These chapters of Leviticus form part of the Holiness code. Leviticus 18:22 says:

"Do not have sexual relations with a man as one does with a woman; that is detestable."

and Leviticus 20:13 states:

"If a man has sexual relations with a man as one does with a woman, both of them have done what is detestable. They are to be put to death; their blood will be on their own heads."

It is widely argued that the things condemned in these chapters are "deemed wrong not simply because pagan Caananites indulged in them, but because God has pronounced them wrong as such." (Hilborn 2002, p.4; cf. Issues in human sexuality, para. 2.11; Amsel). This was also the interpretation taken in the rabbinic interpretations in the Mishnah and Talmud, which also extended this to include female homosexual relations, although there are no explicit references in the Hebrew Bible to this.

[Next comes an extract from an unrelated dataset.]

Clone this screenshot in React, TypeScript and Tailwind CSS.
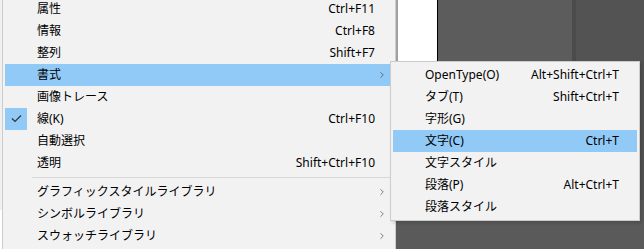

Others (e.g., West 2005, p.2), both Jews and Christians, argue that the prohibition was to prevent men using sexual intercourse to gain domination over other men (as, West argues, was common in other cultures at the time). These arguments are summarised by West (ibid.): "These verses in no way prohibit, nor do they even speak, to loving, caring sexual relationships between people of the same gender."

Christian counter-arguments also include that these chapters were concerned with purity codes to keep Israel separate from the Canaanites and that as Jesus rejected the whole purity code they are no longer relevant (Johns 2004). Others (e.g., White-Neill 2002) claim that unless the passage is taken as an absolute condemnation of homosexuality, the issues in the proceeding verses, bestiality in vss. 15-16, and incest in v. 17, would have to been seen as contextual condemnations also. In other words, bestiality or incest may not be sinful given certain qualifications (e.g., not attempting to dominate others, done out of love and caring).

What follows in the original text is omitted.